Unfortunately for you Oryan, sundering a WoL is almost impossible. I don't have the book in front of me so I am going from memory (always a bad idea! :D ) but I am pretty sure that you need to use a WoL in order to sunder a WoL. :\

Olaf the Stout
 

So you couldn't sunder the bow in the end. So what? You got the player freaking out and that's enough. Why would the guy attacking her know they wouldn't be able to sunder a weapon of legacy? They wouldn't. They'd make the attempt and then wonder why they were unable to break the bow as they went down.
 

Oryan77 said:
As in my example, my luck; I simply asked my players to figure out what a magic items hardness & HP are while I continue with the next initiative. He coulda found it in the PHB apparently, but he goes for the DMG and finds the sentence that's not even supposed to be printed in the DMG :lol:
You're a different breed of DM than I am, that's for sure. If a player at my table started reading the DMG in mid-session, for any reason, there'd be some big-time trouble...

Rule 0.1: The DMG is OFF LIMITS to players!

Lanefan
 

Lanefan said:
You're a different breed of DM than I am, that's for sure. If a player at my table started reading the DMG in mid-session, for any reason, there'd be some big-time trouble...

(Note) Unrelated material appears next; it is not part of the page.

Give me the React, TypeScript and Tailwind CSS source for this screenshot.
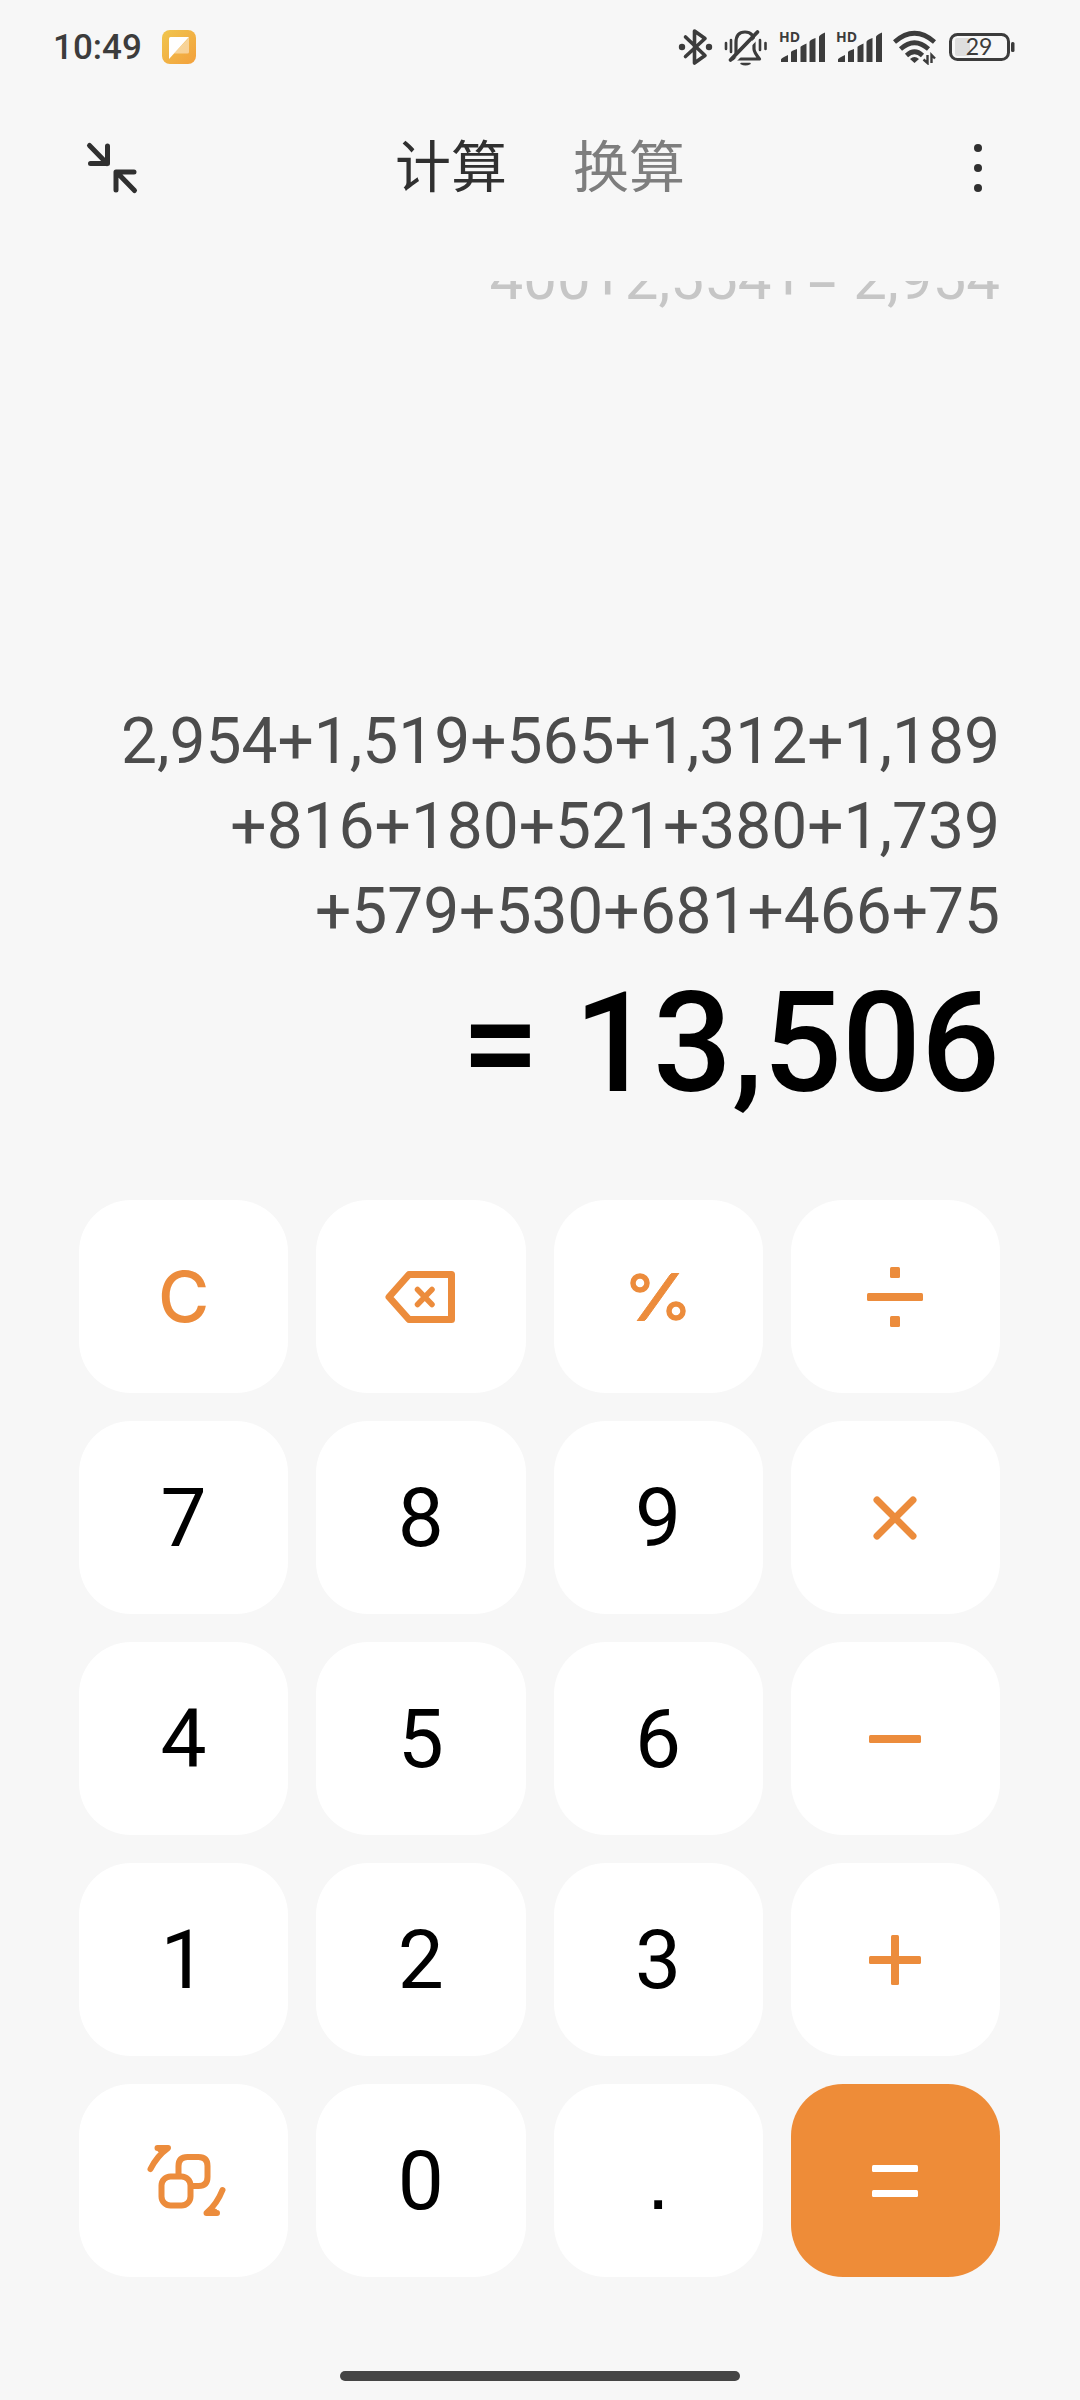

Rule 0.1: The DMG is OFF LIMITS to players!
Your "Rule 0.1" is my "Warning Sign 0.1" for DMs I Don't Want Running My Game. If my consulting the game's rules bothers you, I figure it's almost certainly because you don't know them well enough (and are too insecure to admit it).
 

"AH HAH! Right here in the DMG on pg 222 it says that you can only break magic weapons with equally powerful magic weapons!"

...and in *that* situation, I say: "Yes, you're absolutely right. Kinda makes you wonder what kind of villain can staff his minions with +2 legacy sundersticks, don't it? Just imagine what kind of sunderstick *he* wields..."

...and I quietly start adding +2 to attack and damage rolls. And give the BBEG a way to manufacture these items that, of course, the PC's can dismantle... ;)
 

I'm not sure you have so much an issue with the rules as an issue with different expectations of the player/DM relationship. Your players seem to percieve you as an adversary, and since you obviously have all the power, they look to shield themselves as best they can with the rules that constrain your power. You don't want to be their adversary, you want them to trust you enough to be loose with the rules and let them do the same.

IMO, the solution to this issue is a simple out of game conversation with your players, and trusting their suspension of disbelief and roleplaying abilities not to cause some some of amok time when they discover you are ok with the PCs winning. Institute an action point/stunt type of system or just agree to the "if you can make it sound cool you can try it" rule.

Do not respond to players who don't trust you with obvious and punative retcons or rules changes, unless you enjoy that lack of trust and wish to see it grow. Respond with communication on why they can trust you to provide a fun game for everyone.
 

Just a note, it's often easier to disarm a pc than to sunder their weapon, and then the party has to recover it. (And why didn't your sunderer not have improved sunder?)